Key Takeaways
- Meta achieved $200.97 billion in 2025 revenue, marking 22% year-over-year growth with operating margins at 41%
- AI infrastructure spending at Meta could reach $135 billion in 2026
- Alphabet delivered $73.3 billion in free cash flow with cash reserves totaling $126.8 billion
- Wall Street analysts assign “Moderate Buy” ratings to both companies, with approximately 50 analysts covering each
- Analyst support shows 46 of 51 recommend buying Alphabet compared to 43 of 50 for Meta
The digital advertising landscape is dominated by two giants: Meta and Alphabet. Each company demonstrates profitability, commits billions to artificial intelligence development, and enjoys solid backing from Wall Street. Yet beneath the surface, these tech titans operate distinctly different business models with unique risk considerations.
Meta Continues Delivering Robust Advertising Growth
Meta delivered impressive results throughout 2025. The company generated $200.97 billion in revenue, representing a 22% increase year-over-year. Operating income reached $83.28 billion, translating to a robust 41% operating margin.
The company’s family of apps attracted 3.58 billion daily active users by December 2025. Throughout the year, ad impressions climbed 12%, while the average price per advertisement increased 9%. This dual growth demonstrates Meta’s ability to simultaneously expand its user base and increase monetization efficiency.
Artificial intelligence is already generating measurable business impact. Enhanced recommendation algorithms and sophisticated advertising tools are boosting user engagement while delivering superior ad performance. Unlike many competitors whose AI benefits remain theoretical, Meta’s results are visible in current financial statements.
However, the spending trajectory raises important questions. Capital expenditures totaled $72.22 billion in 2025. For 2026, Meta projects capex between $115 billion and $135 billion. Consequently, free cash flow declined to $43.59 billion from $52.10 billion year-over-year.
This represents one of the most aggressive AI infrastructure investments across the entire market. The spending commitment represents the primary risk factor investors are carefully monitoring.
Alphabet Operates a Diversified Revenue Engine
Alphabet’s revenue streams span multiple verticals. During Q4 2025, Google Services revenue increased 14% to $95.5 billion. Search advertising specifically grew 17% to $63.1 billion. YouTube advertising contributed $11.4 billion, reflecting 9% growth.

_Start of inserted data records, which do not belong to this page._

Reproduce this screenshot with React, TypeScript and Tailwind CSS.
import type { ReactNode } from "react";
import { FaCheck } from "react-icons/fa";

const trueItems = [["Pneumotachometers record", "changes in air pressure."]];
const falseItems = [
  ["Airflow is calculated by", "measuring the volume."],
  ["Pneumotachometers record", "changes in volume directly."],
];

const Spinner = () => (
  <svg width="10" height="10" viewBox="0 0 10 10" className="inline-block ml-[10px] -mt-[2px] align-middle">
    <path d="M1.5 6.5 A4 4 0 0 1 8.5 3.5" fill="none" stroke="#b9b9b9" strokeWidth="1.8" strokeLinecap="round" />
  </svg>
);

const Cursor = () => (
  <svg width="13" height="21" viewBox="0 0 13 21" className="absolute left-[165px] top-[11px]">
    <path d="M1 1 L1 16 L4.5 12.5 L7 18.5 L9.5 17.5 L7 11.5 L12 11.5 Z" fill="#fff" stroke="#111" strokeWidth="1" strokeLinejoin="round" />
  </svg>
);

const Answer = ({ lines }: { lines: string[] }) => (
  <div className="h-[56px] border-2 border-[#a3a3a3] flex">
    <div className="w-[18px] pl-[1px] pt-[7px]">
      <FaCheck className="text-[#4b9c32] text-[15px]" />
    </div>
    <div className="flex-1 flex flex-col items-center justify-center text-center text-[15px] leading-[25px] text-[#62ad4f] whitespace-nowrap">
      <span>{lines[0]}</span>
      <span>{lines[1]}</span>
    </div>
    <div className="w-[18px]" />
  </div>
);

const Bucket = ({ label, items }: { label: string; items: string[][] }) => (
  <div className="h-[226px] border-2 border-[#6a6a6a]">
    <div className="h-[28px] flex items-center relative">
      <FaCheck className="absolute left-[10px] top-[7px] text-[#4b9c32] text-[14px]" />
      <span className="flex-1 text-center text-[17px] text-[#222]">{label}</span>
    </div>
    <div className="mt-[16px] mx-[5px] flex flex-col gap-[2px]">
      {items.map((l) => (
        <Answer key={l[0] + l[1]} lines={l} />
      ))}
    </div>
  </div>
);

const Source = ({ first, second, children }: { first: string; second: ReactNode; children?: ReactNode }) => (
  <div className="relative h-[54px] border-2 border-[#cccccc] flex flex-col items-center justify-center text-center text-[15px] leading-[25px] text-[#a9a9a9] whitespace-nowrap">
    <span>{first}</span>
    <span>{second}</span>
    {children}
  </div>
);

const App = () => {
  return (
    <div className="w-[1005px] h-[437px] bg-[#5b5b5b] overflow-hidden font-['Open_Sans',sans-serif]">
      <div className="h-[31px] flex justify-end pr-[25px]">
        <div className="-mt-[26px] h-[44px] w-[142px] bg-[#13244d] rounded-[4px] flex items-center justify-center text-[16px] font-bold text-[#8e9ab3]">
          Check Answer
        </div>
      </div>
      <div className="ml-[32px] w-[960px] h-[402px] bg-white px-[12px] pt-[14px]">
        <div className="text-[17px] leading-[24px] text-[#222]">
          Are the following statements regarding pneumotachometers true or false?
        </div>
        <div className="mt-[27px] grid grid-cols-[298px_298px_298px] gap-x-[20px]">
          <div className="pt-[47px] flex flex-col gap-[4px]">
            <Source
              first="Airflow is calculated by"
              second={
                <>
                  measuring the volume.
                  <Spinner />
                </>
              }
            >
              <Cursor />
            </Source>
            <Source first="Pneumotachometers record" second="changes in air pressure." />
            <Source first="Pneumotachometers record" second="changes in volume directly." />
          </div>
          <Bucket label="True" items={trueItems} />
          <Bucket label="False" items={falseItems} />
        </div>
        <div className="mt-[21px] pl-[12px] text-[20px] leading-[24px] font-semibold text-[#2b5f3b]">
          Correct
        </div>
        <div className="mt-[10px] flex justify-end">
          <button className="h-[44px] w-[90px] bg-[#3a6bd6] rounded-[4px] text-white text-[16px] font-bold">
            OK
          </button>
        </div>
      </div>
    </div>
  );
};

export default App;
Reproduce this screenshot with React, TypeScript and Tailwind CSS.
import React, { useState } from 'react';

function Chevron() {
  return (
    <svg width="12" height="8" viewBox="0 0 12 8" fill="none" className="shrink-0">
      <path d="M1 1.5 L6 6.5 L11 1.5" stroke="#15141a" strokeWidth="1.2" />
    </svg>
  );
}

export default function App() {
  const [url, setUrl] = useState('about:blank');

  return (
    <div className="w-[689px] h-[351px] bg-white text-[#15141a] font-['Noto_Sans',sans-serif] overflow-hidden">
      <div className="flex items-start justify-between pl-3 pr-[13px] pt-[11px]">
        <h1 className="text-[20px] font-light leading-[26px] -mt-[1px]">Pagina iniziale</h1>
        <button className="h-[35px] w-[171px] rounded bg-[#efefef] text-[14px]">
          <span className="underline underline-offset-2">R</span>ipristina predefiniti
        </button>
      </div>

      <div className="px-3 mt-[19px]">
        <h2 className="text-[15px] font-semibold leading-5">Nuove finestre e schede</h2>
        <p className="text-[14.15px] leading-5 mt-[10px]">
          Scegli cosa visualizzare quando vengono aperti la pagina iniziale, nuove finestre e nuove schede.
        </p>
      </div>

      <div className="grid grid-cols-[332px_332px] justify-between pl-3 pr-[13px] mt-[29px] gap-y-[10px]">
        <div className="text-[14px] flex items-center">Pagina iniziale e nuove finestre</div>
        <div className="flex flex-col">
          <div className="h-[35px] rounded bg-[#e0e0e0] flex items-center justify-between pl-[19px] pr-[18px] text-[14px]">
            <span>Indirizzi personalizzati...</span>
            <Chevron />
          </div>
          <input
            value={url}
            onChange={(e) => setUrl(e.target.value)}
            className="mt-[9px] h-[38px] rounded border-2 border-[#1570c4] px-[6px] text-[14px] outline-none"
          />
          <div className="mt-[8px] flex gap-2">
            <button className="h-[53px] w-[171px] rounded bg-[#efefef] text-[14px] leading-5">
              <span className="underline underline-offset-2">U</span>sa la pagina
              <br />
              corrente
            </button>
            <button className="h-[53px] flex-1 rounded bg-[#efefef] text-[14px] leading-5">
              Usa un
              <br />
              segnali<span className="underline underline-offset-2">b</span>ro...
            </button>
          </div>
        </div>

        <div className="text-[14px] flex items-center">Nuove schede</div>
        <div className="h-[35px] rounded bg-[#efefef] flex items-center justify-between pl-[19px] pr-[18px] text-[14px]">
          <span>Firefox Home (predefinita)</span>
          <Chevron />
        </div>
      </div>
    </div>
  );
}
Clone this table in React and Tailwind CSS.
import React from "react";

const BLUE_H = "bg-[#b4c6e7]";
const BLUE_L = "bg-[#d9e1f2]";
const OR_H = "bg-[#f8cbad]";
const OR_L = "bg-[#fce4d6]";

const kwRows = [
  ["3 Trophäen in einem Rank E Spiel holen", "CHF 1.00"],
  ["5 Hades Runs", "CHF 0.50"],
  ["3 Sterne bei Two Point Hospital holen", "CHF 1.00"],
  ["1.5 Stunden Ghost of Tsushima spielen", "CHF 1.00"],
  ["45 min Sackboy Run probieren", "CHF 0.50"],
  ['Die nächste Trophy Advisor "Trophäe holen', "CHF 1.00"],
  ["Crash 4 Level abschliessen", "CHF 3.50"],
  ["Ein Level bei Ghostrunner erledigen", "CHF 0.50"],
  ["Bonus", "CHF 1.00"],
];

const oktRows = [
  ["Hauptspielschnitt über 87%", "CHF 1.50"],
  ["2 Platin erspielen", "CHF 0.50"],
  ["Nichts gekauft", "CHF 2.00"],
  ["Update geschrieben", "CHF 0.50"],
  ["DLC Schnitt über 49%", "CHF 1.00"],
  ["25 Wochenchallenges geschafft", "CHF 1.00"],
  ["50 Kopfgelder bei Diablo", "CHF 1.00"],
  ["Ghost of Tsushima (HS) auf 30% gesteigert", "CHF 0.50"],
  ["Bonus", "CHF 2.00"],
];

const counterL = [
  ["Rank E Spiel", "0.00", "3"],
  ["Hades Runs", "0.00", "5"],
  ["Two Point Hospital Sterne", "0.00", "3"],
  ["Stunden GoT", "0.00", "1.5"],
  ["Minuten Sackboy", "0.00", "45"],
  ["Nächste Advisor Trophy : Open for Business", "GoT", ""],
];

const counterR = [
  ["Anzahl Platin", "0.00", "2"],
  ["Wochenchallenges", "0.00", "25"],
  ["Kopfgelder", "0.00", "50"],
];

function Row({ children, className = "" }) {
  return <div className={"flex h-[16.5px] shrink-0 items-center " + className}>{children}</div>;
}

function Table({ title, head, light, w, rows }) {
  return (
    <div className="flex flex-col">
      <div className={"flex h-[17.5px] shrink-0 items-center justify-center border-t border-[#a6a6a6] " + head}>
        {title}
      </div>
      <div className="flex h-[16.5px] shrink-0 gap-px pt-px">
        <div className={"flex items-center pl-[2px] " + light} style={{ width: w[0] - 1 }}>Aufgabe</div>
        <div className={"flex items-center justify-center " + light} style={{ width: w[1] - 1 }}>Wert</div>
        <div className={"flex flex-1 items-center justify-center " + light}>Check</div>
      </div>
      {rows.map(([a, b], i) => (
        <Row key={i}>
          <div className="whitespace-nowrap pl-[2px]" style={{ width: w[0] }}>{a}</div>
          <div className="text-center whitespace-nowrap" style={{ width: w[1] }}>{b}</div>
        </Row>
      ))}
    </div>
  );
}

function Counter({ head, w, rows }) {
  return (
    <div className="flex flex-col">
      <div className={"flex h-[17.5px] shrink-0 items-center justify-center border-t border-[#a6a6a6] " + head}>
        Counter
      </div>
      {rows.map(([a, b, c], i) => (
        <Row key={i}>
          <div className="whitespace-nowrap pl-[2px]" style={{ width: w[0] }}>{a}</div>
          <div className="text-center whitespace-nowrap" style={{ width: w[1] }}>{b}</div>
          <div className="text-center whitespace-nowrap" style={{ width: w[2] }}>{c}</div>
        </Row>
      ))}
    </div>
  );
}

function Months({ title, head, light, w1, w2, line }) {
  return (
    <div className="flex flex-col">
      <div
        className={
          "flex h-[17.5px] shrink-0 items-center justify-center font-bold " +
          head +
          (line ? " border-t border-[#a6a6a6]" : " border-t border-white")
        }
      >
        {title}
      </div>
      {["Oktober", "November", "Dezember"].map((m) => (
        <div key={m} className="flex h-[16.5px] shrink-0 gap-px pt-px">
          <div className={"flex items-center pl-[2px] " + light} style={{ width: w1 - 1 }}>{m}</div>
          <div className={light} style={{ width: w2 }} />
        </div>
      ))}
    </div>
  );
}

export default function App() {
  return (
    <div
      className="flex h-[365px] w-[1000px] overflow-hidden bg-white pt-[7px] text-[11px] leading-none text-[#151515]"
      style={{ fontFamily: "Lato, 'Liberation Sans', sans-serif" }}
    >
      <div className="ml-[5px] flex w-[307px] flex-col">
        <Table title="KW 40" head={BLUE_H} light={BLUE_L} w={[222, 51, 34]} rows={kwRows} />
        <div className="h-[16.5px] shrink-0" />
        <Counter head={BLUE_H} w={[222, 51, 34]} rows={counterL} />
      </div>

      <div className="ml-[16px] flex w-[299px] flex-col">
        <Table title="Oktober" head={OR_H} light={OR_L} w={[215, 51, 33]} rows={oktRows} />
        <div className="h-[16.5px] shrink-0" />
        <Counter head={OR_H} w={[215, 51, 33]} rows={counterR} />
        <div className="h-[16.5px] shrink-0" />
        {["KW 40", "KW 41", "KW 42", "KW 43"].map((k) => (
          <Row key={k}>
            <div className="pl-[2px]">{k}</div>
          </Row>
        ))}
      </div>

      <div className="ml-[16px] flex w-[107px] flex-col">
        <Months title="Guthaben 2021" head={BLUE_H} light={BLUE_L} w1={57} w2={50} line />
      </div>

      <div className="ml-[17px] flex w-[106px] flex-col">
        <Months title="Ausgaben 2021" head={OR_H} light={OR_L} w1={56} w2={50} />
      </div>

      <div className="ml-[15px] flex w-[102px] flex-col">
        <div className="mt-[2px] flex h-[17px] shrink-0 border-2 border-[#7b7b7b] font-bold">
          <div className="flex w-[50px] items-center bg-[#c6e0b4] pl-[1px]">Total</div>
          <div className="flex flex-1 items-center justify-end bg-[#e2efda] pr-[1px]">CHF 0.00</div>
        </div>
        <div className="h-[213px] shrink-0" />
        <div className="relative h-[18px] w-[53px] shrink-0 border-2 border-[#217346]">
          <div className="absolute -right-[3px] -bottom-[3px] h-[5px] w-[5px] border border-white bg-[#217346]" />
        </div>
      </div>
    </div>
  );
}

The subscriptions, platforms, and devices segment expanded 17% to $13.6 billion in the same quarter. This diversification distinguishes Alphabet from pure-play advertising businesses. The company operates substantial platforms spanning search, video streaming, and cloud computing.
For full-year 2025, operating cash flow reached $164.7 billion. Free cash flow totaled $73.3 billion. Alphabet closed the year holding $126.8 billion in cash and marketable securities.
This exceptional financial position provides Alphabet flexibility to pursue aggressive investments while maintaining balance sheet strength. Few companies can match this cash generation capacity.
The primary uncertainty centers on search. While still growing, investors are scrutinizing how artificial intelligence might fundamentally alter information discovery behaviors online.
Wall Street Analyst Perspectives
MarketBeat data shows Meta carries a Moderate Buy rating based on 50 analyst assessments. The distribution includes 43 buy recommendations, 7 hold ratings, and zero sell ratings.
Alphabet similarly holds a Moderate Buy consensus from 51 analysts. This breaks down to 46 buy ratings, 5 hold positions, and zero sell recommendations. While Alphabet edges ahead in total buy recommendations, both stocks enjoy strong Wall Street support.
Analysts view Meta as the more compelling near-term earnings opportunity. Conversely, Alphabet is positioned as the more diversified, financially resilient long-term platform play.
Bottom Line
Both technology leaders enter 2026 from positions of strength. Meta demonstrates superior advertising momentum with AI benefits already materializing in results, though its unprecedented spending commitment represents the critical variable. Alphabet offers greater business diversification and superior financial reserves, yet faces uncertainty around search’s future as AI reshapes internet usage patterns. Wall Street maintains positive outlooks on both companies, supported by compelling financial fundamentals.